Sexual freedom has never been the primary concern of women's movements indeed, the English suffragettes even opposed birth control on the ground that it encouraged lust. Nor are the feminists of the Pill generation particularly partisans of the sexual revolution. "In a way, the relaxation of sexual mores just makes a woman's life more difficult," contends Ellen Willis, rock music critic for The New Yorker and militant feminist. "If she is not cautious about sex, she is likely to get hurt; if she is too cautious, she will lose her man to more obliging women. Either way, her decision is based partly on fear and calculation, not on her spontaneous needs and desires."

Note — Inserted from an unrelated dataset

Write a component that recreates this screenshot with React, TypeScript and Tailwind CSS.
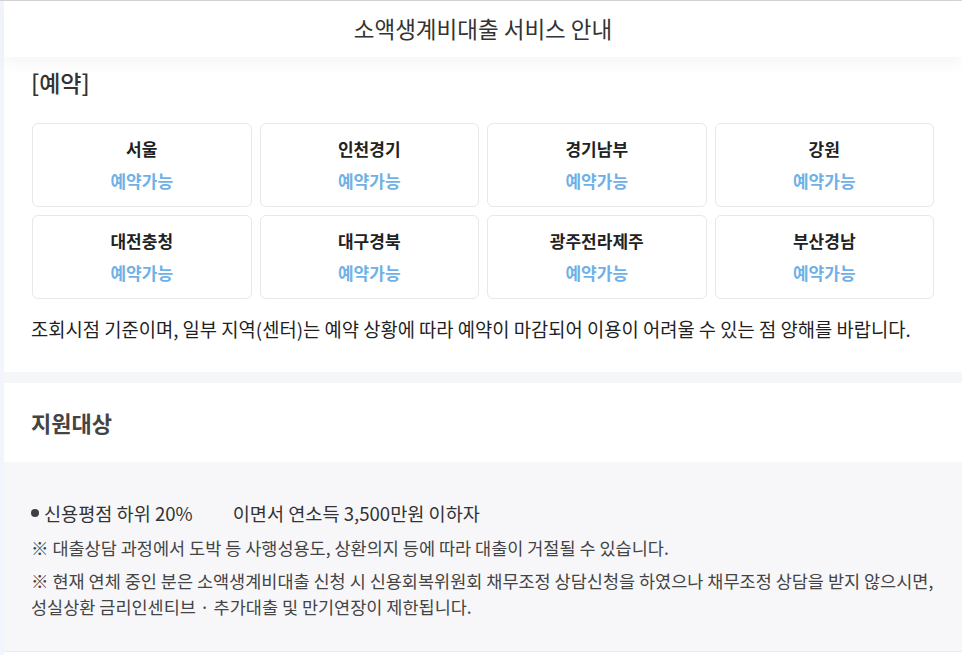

Paradoxically perhaps, it was the male chauvinism of their fellow radicals that sparked the militant women to organize for themselves. The girls who worked for S.N.C.C. in the early '60s, and later seized Columbia's Library or were arrested last year in Chicago, did a slow burn when they realized that in the Movement as well as outside it, they were regarded simply as chicks to type and make the coffee rather than write the manifestoes. Mark Rudd was possibly less interested in women's rights than is Richard Nixon. The girls were also regarded as a sex pool. Stokely Carmichael long ago said it plainly: "The only position for women in S.N.C.C. is prone."